Last night I wrote about the play I saw at the Belfry Theatre‘s Spark Festival and thought I was done with local theater review. But tonight I saw Denise Clarke‘s Sign Language (also part of the Spark Festival), and it really blew me away. Go see it if you can.

Clarke’s one-woman show is subtitled, “A Physical Conversation”; there is dialogue (monologue, actually) at the beginning, but it serves mostly to embed physical clues and signs deep into the viewer’s perception, so that by the middle of the play, when the words are gone, the body (hers and ours) re-minds and is reminded again and again of what she said earlier, how she said it (using sign language), and how she danced its meanings.

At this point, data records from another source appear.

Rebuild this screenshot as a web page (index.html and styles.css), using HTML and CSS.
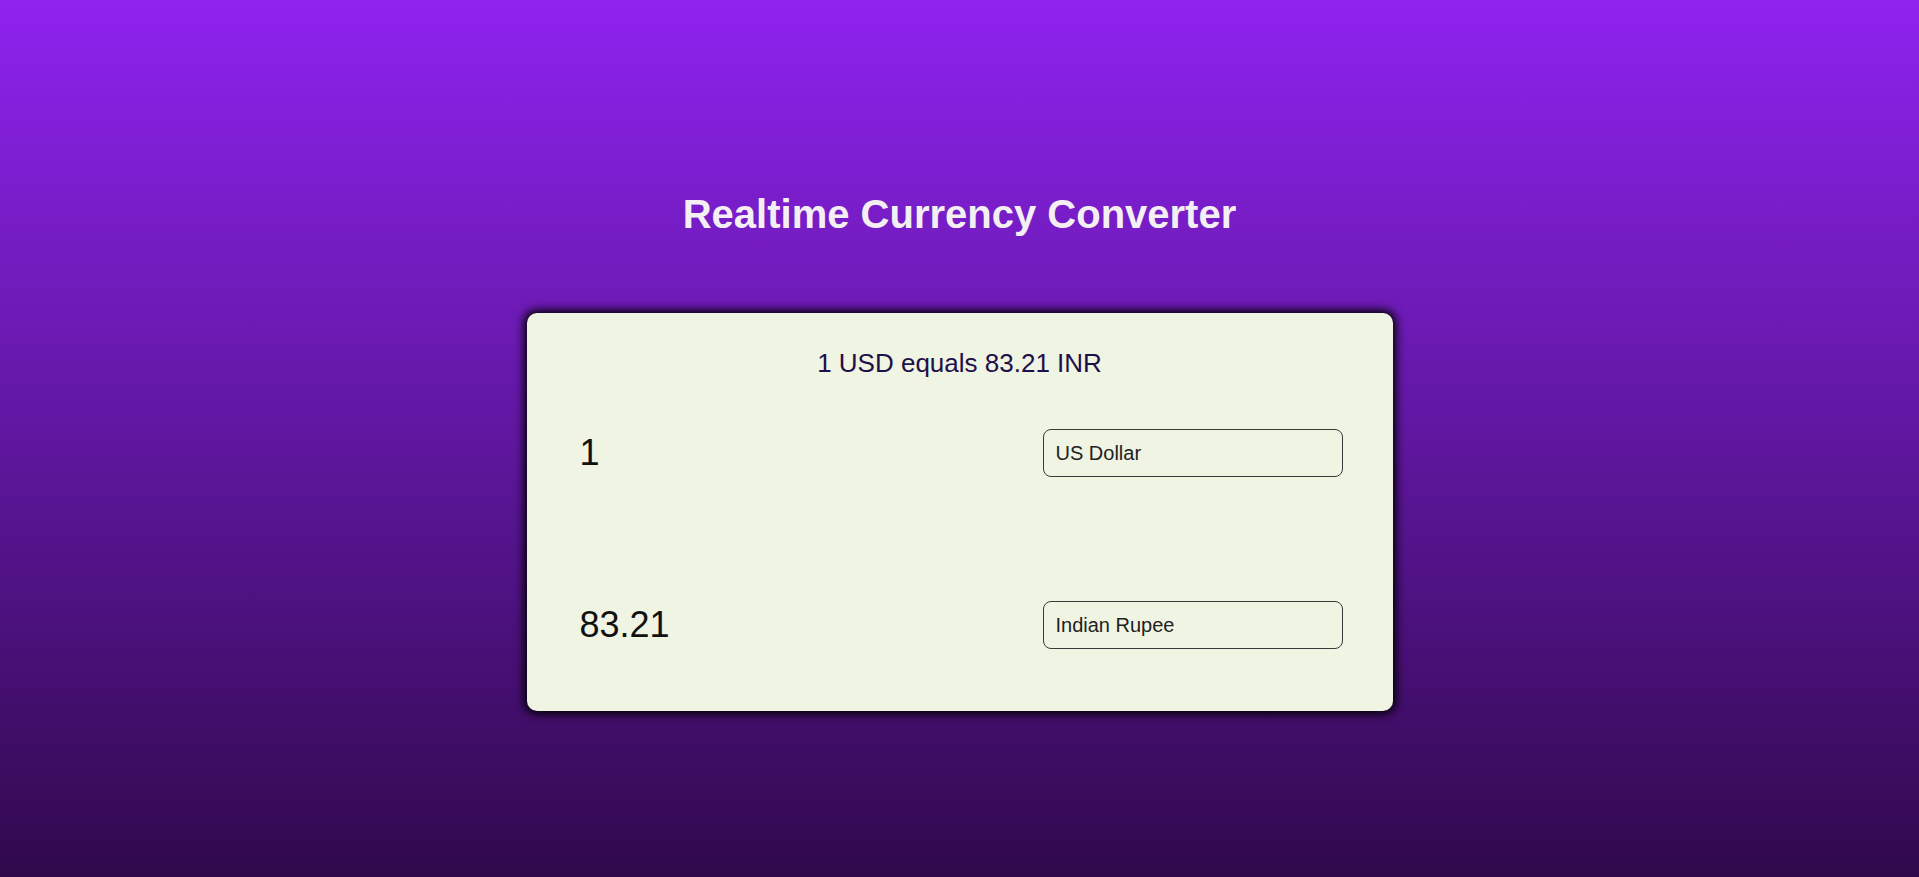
FILE: index.html
```html
<!DOCTYPE html>
<html lang="en">
<head>
<meta charset="utf-8">
<title>Realtime Currency Converter</title>
<link rel="stylesheet" href="styles.css">
</head>
<body>
<main class="page">
  <h1 class="title">Realtime Currency Converter</h1>
  <section class="card">
    <p class="rate">1 USD equals 83.21 INR</p>
    <div class="row">
      <input class="amount" type="text" value="1" readonly>
      <select class="currency">
        <option>US Dollar</option>
      </select>
    </div>
    <div class="row row-second">
      <input class="amount" type="text" value="83.21" readonly>
      <select class="currency">
        <option>Indian Rupee</option>
      </select>
    </div>
  </section>
</main>
</body>
</html>
```
FILE: styles.css
```css
html, body {
  margin: 0;
  padding: 0;
}
body {
  min-height: 877px;
  background: linear-gradient(to bottom, #8f23ef 0%, #5f179f 50%, #30094c 100%);
  font-family: "Liberation Sans", Arial, sans-serif;
}
.page {
  display: flex;
  flex-direction: column;
  align-items: center;
  padding-top: 191px;
}
.title {
  margin: 0;
  font-size: 40px;
  line-height: 46px;
  font-weight: 700;
  color: #f3eff3;
}
.card {
  margin-top: 76px;
  width: 866px;
  box-sizing: border-box;
  padding: 35px 50px 62px 50px;
  background: #eff4e3;
  border-radius: 10px;
  box-shadow: 0 0 10px 3px #000;
  display: flex;
  flex-direction: column;
}
.rate {
  margin: 0;
  text-align: center;
  font-size: 26px;
  line-height: 30px;
  color: #1f0f4b;
}
.row {
  margin-top: 51px;
  height: 48px;
  display: flex;
  align-items: center;
  justify-content: space-between;
}
.row-second {
  margin-top: 124px;
}
.amount {
  border: none;
  background: transparent;
  outline: none;
  padding: 0 0 0 3px;
  font-family: "Liberation Sans", Arial, sans-serif;
  font-size: 36px;
  line-height: 42px;
  color: #111;
  width: 300px;
}
.currency {
  -webkit-appearance: none;
  appearance: none;
  width: 300px;
  height: 48px;
  box-sizing: border-box;
  border: 1px solid #3a3a3a;
  border-radius: 8px;
  background: transparent;
  padding: 0 12px;
  font-family: "Liberation Sans", Arial, sans-serif;
  font-size: 20px;
  color: #222;
}
```
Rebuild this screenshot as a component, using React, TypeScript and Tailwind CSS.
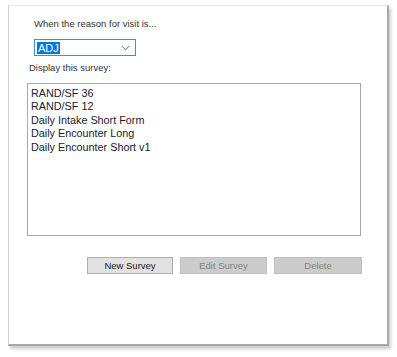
import React from "react";

const surveys = [
  "RAND/SF 36",
  "RAND/SF 12",
  "Daily Intake Short Form",
  "Daily Encounter Long",
  "Daily Encounter Short v1",
];

const App: React.FC = () => {
  return (
    <div className="w-[397px] h-[357px] bg-white pt-[5px] pl-[8px] font-['Liberation_Sans',Arial,sans-serif] text-[#1a1a1a]">
      <div className="w-[381px] h-[341px] bg-white border-t border-l border-t-[#e6e6e6] border-l-[#d0d0d0] border-r-2 border-b-2 border-r-[#a8a8a8] border-b-[#a8a8a8] shadow-[2px_3px_3px_rgba(0,0,0,0.2)] flex flex-col">
        <div className="mt-[12px] ml-[25px] text-[9.5px] leading-[12px] text-[#333]">
          When the reason for visit is...
        </div>

        <div className="mt-[9px] ml-[25px] w-[102px] h-[17px] border border-[#3c8fe0] bg-white flex items-center pl-[2px] pr-[5px]">
          <span className="bg-[#0078d7] text-white text-[11px] leading-[12px] px-[1px]">ADJ</span>
          <svg className="ml-auto" width="9" height="6" viewBox="0 0 9 6">
            <path d="M0.5 0.8 L4.5 4.8 L8.5 0.8" fill="none" stroke="#666" strokeWidth="1" />
          </svg>
        </div>

        <div className="mt-[6px] ml-[20px] text-[9.5px] leading-[12px] text-[#333]">
          Display this survey:
        </div>

        <div className="mt-[9px] ml-[18px] w-[334px] h-[153px] border border-[#a8a8a8] bg-white pt-[3px] pl-[3px]">
          {surveys.map((s) => (
            <div key={s} className="text-[10.8px] leading-[13.4px] text-[#1a1a2a]">
              {s}
            </div>
          ))}
        </div>

        <div className="mt-[21px] ml-[78px] flex gap-[7px] text-[9.5px]">
          <button className="w-[86px] h-[17px] bg-[#e1e1e1] border border-[#adadad] text-[#222] leading-none">
            New Survey
          </button>
          <button disabled className="w-[87px] h-[17px] bg-[#cccccc] border border-[#bfbfbf] text-[#838383] leading-none">
            Edit Survey
          </button>
          <button disabled className="w-[88px] h-[17px] bg-[#cccccc] border border-[#bfbfbf] text-[#838383] leading-none">
            Delete
          </button>
        </div>
      </div>
    </div>
  );
};

export default App;
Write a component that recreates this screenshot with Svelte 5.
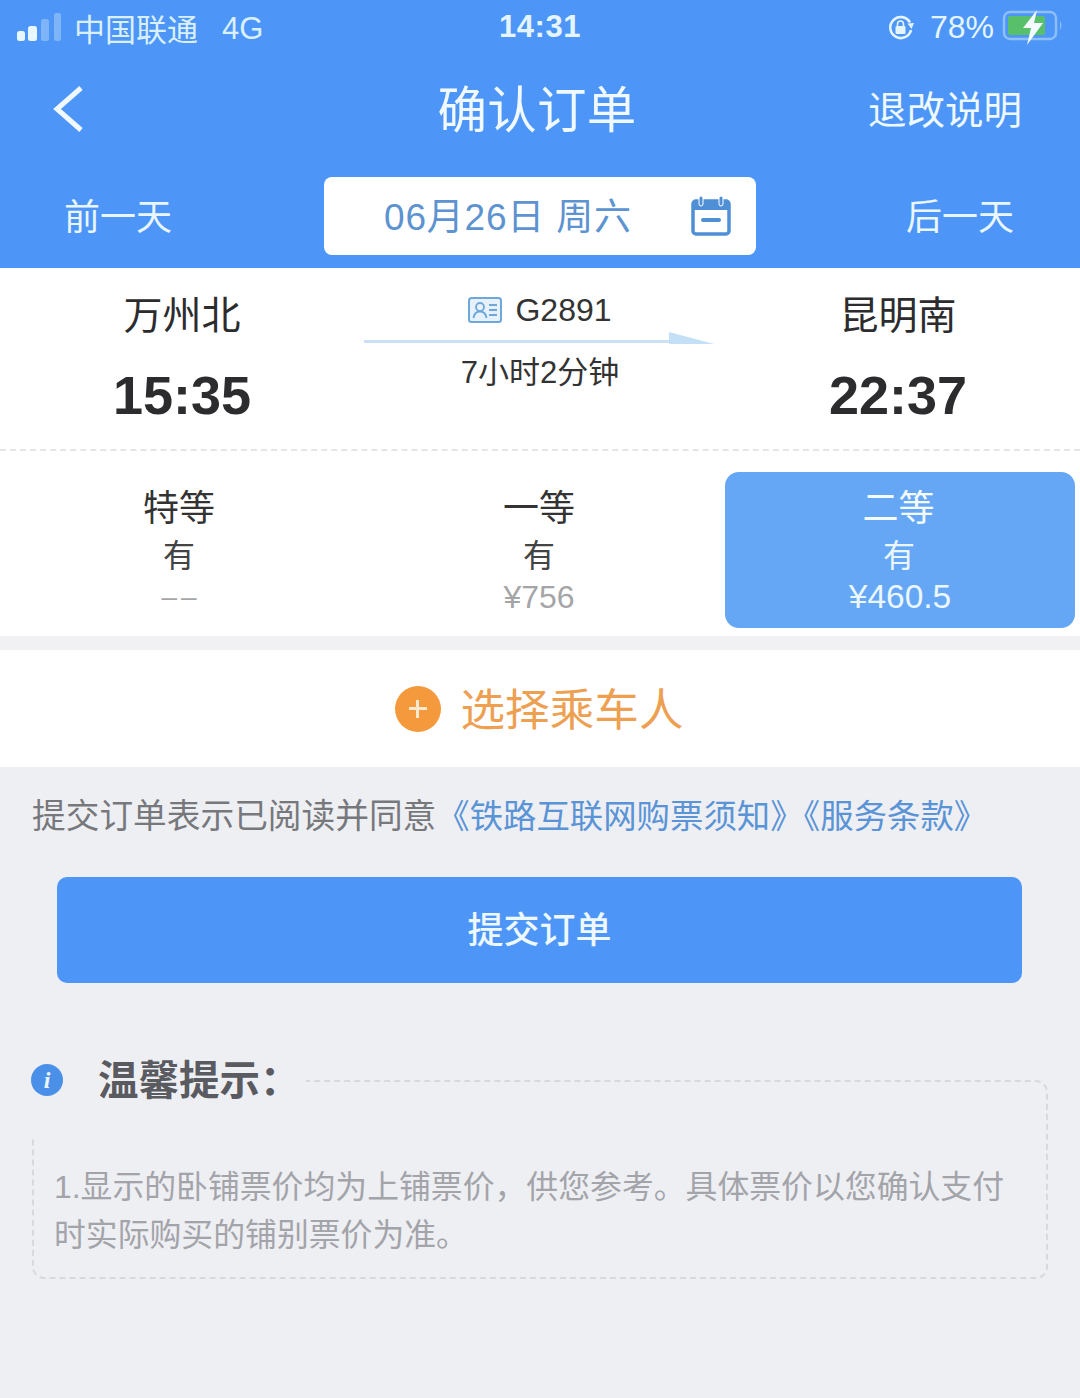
<script>
  const seats = [
    { name: '特等', left: '有', price: '––', empty: true },
    { name: '一等', left: '有', price: '¥756' },
    { name: '二等', left: '有', price: '¥460.5', active: true }
  ];
</script>

<div class="page">
  <header class="top">
    <div class="status">
      <div class="status-left">
        <svg class="signal" width="46" height="30" viewBox="0 0 46 30">
          <rect x="1" y="18" width="8" height="10" rx="2.5" fill="#e8f6ff" />
          <rect x="12" y="13" width="9" height="15" rx="2.5" fill="#e8f6ff" />
          <rect x="25" y="6" width="8" height="22" rx="2.5" fill="#7fb5f8" />
          <rect x="38" y="0" width="7" height="28" rx="2.5" fill="#7fb5f8" />
        </svg>
        <span class="carrier">中国联通</span>
        <span class="net">4G</span>
      </div>
      <span class="clock">14:31</span>
      <div class="status-right">
        <svg class="lock" width="30" height="30" viewBox="0 0 30 30">
          <path d="M24 9.5A10.5 10.5 0 1 0 25 17" fill="none" stroke="#e4f5ff" stroke-width="2.6" />
          <path d="M21.5 10.5 L28 10 L25.5 16 Z" fill="#e4f5ff" />
          <rect x="9.5" y="13" width="10" height="8" rx="1" fill="#e4f5ff" />
          <path d="M11.5 13v-2a3 3 0 0 1 6 0v2" fill="none" stroke="#e4f5ff" stroke-width="1.6" />
        </svg>
        <span class="pct">78%</span>
        <svg class="batt" width="62" height="44" viewBox="0 0 62 44">
          <rect x="2" y="9" width="52" height="27" rx="6" fill="none" stroke="#8ec0f7" stroke-width="2.4" />
          <rect x="6" y="13" width="37" height="19" rx="2" fill="#58c06a" />
          <path d="M58 18q3 4 0 9z" fill="#8ec0f7" />
          <path d="M35 7 L21 25 H29 L25 42 L41 20 H32 Z" fill="#f4fbff" />
        </svg>
      </div>
    </div>

    <nav class="nav">
      <svg class="back" width="32" height="48" viewBox="0 0 32 48">
        <path d="M29 3 L5 24 L29 45" fill="none" stroke="#f0f9ff" stroke-width="5" />
      </svg>
      <h1>确认订单</h1>
      <span class="refund">退改说明</span>
    </nav>

    <div class="dates">
      <span class="day-link prev">前一天</span>
      <div class="date-box">
        <span class="date-text">06月26日 周六</span>
        <svg class="cal" width="42" height="42" viewBox="0 0 42 42">
          <rect x="3" y="6" width="36" height="33" rx="3" fill="none" stroke="#4f8fd6" stroke-width="3.5" />
          <rect x="3" y="6" width="36" height="9" fill="#4f8fd6" />
          <rect x="9" y="1" width="4" height="10" rx="2" fill="#4f8fd6" stroke="#fff" stroke-width="1" />
          <rect x="29" y="1" width="4" height="10" rx="2" fill="#4f8fd6" stroke="#fff" stroke-width="1" />
          <rect x="11" y="23" width="20" height="4" rx="2" fill="#4f8fd6" />
        </svg>
      </div>
      <span class="day-link next">后一天</span>
    </div>
  </header>

  <section class="route">
    <div class="station">
      <span class="st-name">万州北</span>
      <span class="st-time">15:35</span>
    </div>
    <div class="train">
      <div class="train-no">
        <svg width="34" height="26" viewBox="0 0 34 26">
          <rect x="1" y="1" width="32" height="24" rx="2.5" fill="#e6f1fb" stroke="#6ea8da" stroke-width="2" />
          <circle cx="12" cy="10" r="4" fill="none" stroke="#6ea8da" stroke-width="1.8" />
          <path d="M5.5 21q1-6.5 6.5-6.5t6.5 6.5" fill="none" stroke="#6ea8da" stroke-width="1.8" />
          <path d="M21 8h8M21 13h8M21 18h8" stroke="#6ea8da" stroke-width="1.8" />
        </svg>
        <span>G2891</span>
      </div>
      <svg class="arrow" width="352" height="14" viewBox="0 0 352 14">
        <rect x="0" y="9" width="306" height="3" fill="#c9e0f5" />
        <path d="M305 1 L350 13 H305 Z" fill="#c4e0f6" />
      </svg>
      <span class="duration">7小时2分钟</span>
    </div>
    <div class="station">
      <span class="st-name">昆明南</span>
      <span class="st-time">22:37</span>
    </div>
  </section>

  <section class="seats">
    {#each seats as s}
      <div class="seat" class:active={s.active}>
        <span class="seat-name">{s.name}</span>
        <span class="seat-left">{s.left}</span>
        <span class="seat-price" class:empty={s.empty}>{s.price}</span>
      </div>
    {/each}
  </section>

  <section class="passenger">
    <span class="plus"></span>
    <span class="passenger-text">选择乘车人</span>
  </section>

  <p class="agree">提交订单表示已阅读并同意<span class="link">《铁路互联网购票须知》《服务条款》</span></p>

  <button class="submit"><span>提交订单</span></button>

  <section class="tips">
    <div class="tips-title">
      <span class="info">i</span>
      <span class="tips-label">温馨提示：</span>
    </div>
    <p>1.显示的卧铺票价均为上铺票价，供您参考。具体票价以您确认支付时实际购买的铺别票价为准。</p>
  </section>
</div>

<style>
  :global(body) {
    margin: 0;
    background: #eeeff3;
  }
  .page {
    width: 1080px;
    height: 1398px;
    overflow: hidden;
    background: #eeeff3;
    font-family: "Liberation Sans", "Noto Sans CJK SC", sans-serif;
  }
  .top {
    background: #4d96f7;
    height: 268px;
    color: #eef8ff;
  }
  .status {
    height: 54px;
    display: grid;
    grid-template-columns: 1fr auto 1fr;
    align-items: center;
    padding: 0 16px;
  }
  .status-left {
    display: flex;
    align-items: center;
  }
  .signal { margin-top: 1px; }
  .carrier {
    font-size: 31px;
    margin-left: 12px;
    color: #d9f0fb;
  }
  .net {
    font-size: 31px;
    margin-left: 24px;
    margin-top: 3px;
    color: #d9f0fb;
  }
  .clock {
    font-size: 31px;
    font-weight: 700;
    color: #e4f5ff;
    letter-spacing: 0.5px;
  }
  .status-right {
    display: flex;
    align-items: center;
    justify-content: flex-end;
  }
  .lock { margin-top: 2px; margin-right: 2px; }
  .pct {
    font-size: 32px;
    margin-left: 12px;
    margin-right: 8px;
    color: #e4f5ff;
  }
  .batt { margin-top: -4px; }
  .nav {
    height: 110px;
    display: grid;
    grid-template-columns: 1fr auto 1fr;
    align-items: center;
    padding: 0 58px 0 52px;
  }
  .back { display: block; }
  .nav h1 {
    margin: 0 0 6px;
    font-size: 49.5px;
    font-weight: 400;
    letter-spacing: 0.3px;
    color: #f0f9ff;
  }
  .refund {
    font-size: 38.5px;
    justify-self: end;
    margin-bottom: 4px;
  }
  .dates {
    height: 78px;
    display: grid;
    grid-template-columns: 1fr 432px 1fr;
    align-items: center;
    margin-top: 13px;
  }
  .day-link {
    font-size: 36px;
    color: #e9f6ff;
    margin-bottom: 4px;
  }
  .prev { padding-left: 64px; }
  .next {
    padding-right: 66px;
    text-align: right;
  }
  .date-box {
    height: 78px;
    background: #fff;
    border-radius: 8px;
    display: flex;
    align-items: center;
    padding: 0 24px 0 60px;
    justify-content: space-between;
    box-sizing: border-box;
  }
  .date-text {
    font-size: 37px;
    letter-spacing: 0.8px;
    color: #5c93d0;
    white-space: pre;
    margin-bottom: 4px;
  }
  .route {
    background: #fff;
    height: 181px;
    display: grid;
    grid-template-columns: 364px 352px 364px;
    border-bottom: 2px dashed #e4e5e8;
  }
  .station {
    display: flex;
    flex-direction: column;
    align-items: center;
    color: #2c2c2e;
    padding-top: 25px;
  }
  .st-name {
    font-size: 39px;
    line-height: 46px;
  }
  .st-time {
    font-size: 54px;
    line-height: 62px;
    margin-top: 25px;
    font-weight: 700;
  }
  .train {
    display: flex;
    flex-direction: column;
    align-items: center;
    padding-top: 24px;
    color: #333;
  }
  .train-no {
    display: flex;
    align-items: center;
    gap: 13px;
    font-size: 32px;
    line-height: 36px;
  }
  .arrow { margin-top: 3px; }
  .duration {
    font-size: 31px;
    line-height: 36px;
    margin-top: 10px;
  }
  .seats {
    background: #fff;
    height: 199px;
    display: grid;
    grid-template-columns: 358px 362px 355px;
    padding: 21px 5px 8px 0;
    box-sizing: border-box;
    border-bottom: 14px solid #f1f1f4;
  }
  .seat {
    display: flex;
    flex-direction: column;
    align-items: center;
    border-radius: 14px;
    color: #333;
    padding-top: 15px;
  }
  .seat-name {
    font-size: 36px;
    line-height: 44px;
  }
  .seat-left {
    font-size: 32px;
    line-height: 40px;
    margin-top: 5px;
    color: #444;
  }
  .seat-price {
    font-size: 32px;
    line-height: 40px;
    margin-top: 1px;
    color: #a5a5a8;
  }
  .seat-price.empty {
    font-size: 28px;
    letter-spacing: 4px;
    margin-right: -4px;
  }
  .seat.active {
    background: #65a6f5;
    color: #f3fbff;
    margin-left: 5px;
  }
  .seat.active .seat-name { margin-right: 3px; }
  .seat.active .seat-left,
  .seat.active .seat-price {
    color: #eaf7ff;
  }
  .seat.active .seat-left { margin-right: 2px; }
  .seat.active .seat-price { font-size: 33.5px; }
  .passenger {
    background: #fff;
    height: 117px;
    display: flex;
    align-items: center;
    justify-content: center;
    gap: 20px;
    padding-right: 2px;
  }
  .plus {
    width: 46px;
    height: 46px;
    border-radius: 50%;
    background: #f59a3c;
    position: relative;
  }
  .plus::before,
  .plus::after {
    content: "";
    position: absolute;
    background: #fbe9cf;
    left: 14px;
    top: 21.5px;
    width: 18px;
    height: 3px;
  }
  .plus::after {
    left: 21.5px;
    top: 14px;
    width: 3px;
    height: 18px;
  }
  .passenger-text {
    font-size: 44.6px;
    color: #eea052;
    padding-bottom: 4px;
  }
  .agree {
    margin: 29px 0 0 32px;
    font-size: 33.7px;
    line-height: 40px;
    color: #77787c;
    white-space: nowrap;
  }
  .link {
    color: #5a94d6;
    font-size: 33.4px;
  }
  .submit {
    display: block;
    width: 965px;
    height: 106px;
    margin: 40px 0 0 57px;
    padding: 0 0 6px;
    border: 0;
    border-radius: 10px;
    background: #4d96f7;
    color: #eef8ff;
    font: inherit;
    font-size: 36px;
    font-weight: 500;
  }
  .tips {
    position: relative;
    box-sizing: border-box;
    width: 1016px;
    height: 199px;
    margin: 97px 0 0 32px;
    border: 2px dashed #d8d9de;
    border-radius: 12px;
    padding: 81px 20px 0 20px;
  }
  .tips-title {
    position: absolute;
    left: -4px;
    top: -31px;
    width: 276px;
    height: 87px;
    background: #eeeff3;
    display: flex;
    align-items: flex-start;
    padding-top: 5px;
    box-sizing: border-box;
  }
  .info {
    width: 32px;
    height: 32px;
    margin-top: 8px;
    margin-left: 1px;
    border-radius: 50%;
    background: #4a90e8;
    color: #eaf5ff;
    font-family: "Liberation Serif", serif;
    font-style: italic;
    font-weight: 700;
    font-size: 24px;
    line-height: 32px;
    text-align: center;
  }
  .tips-label {
    margin-left: 35px;
    font-size: 40.5px;
    line-height: 50px;
    font-weight: 700;
    color: #5a5b60;
    white-space: nowrap;
  }
  .tips p {
    margin: 0;
    font-size: 31.85px;
    line-height: 48px;
    color: #a3a4a9;
  }
</style>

We’re taken from listening to a woman who may or may not be slightly off her rocker (she may or may not be drinking a bit too much, shopping a bit too much, fixating on her multi-thousand-dollar car a bit too much, medicating with psychopharmaceuticals a bit too much, loving her $400 Ralph Lauren knit dress, snagged at Winners for $50, a bit too much, and so on) to watching, riveted, a woman embody the various stages of ecstasy (angels and devils).

We never know just what Clarke is going to do next – whether it’s nudity or near-slapstick pratfall-type comedy or dead-serious dancing. She embodies all the contradictions: slightly imperfect, but stronger and more powerfully beautiful and in control of her body than probably anyone else in the theater. To say that her performance is athletic is an understatement. I once had the memorable pleasure of seeing Kazuo Ohno perform in Berlin, and it seemed to me that Denise Clarke channeled the same kind of immense expressive power Ohno brought to the stage.

Denise Clarke in "A Fabulous Disaster" (photo unavailable for "Sign Language"

Clarke is a member of Calgary’s One Yellow Rabbit Performance Theatre (see also this page). Sign Language was created in 2003 and uses the following music: Miserere (1989) and Sarah Was Ninety Years Old (1976/90) by Arvo Pärt. The “platform monologue” at the beginning was inspired by Radiohead’s Fitter Happier.

Oh, PS: ten minutes before Clarke’s 68-minute play was finished, the power went out. The high school next to the Belfry Theatre is building out and had covered a huge load of construction lumber with a temporary roof. Unfortunately, we’re having quite a few weather events this winter – a big storm blew in this evening. The wind picked up the temporary roof and flung it onto the overhead power lines. Poof, off went the stage lights, on came the emergency lights, and five minutes later the building was evacuated. Here’s hoping the weather – and roofs – behave for the remaining performances.

 

1 Comment

  1. “Poof, off went the stage lights, on came the emergency lights, and five minutes later the building was evacuated.”

    Before the ending? So they didn’t get to finish the performance? Aws, that’s too bad.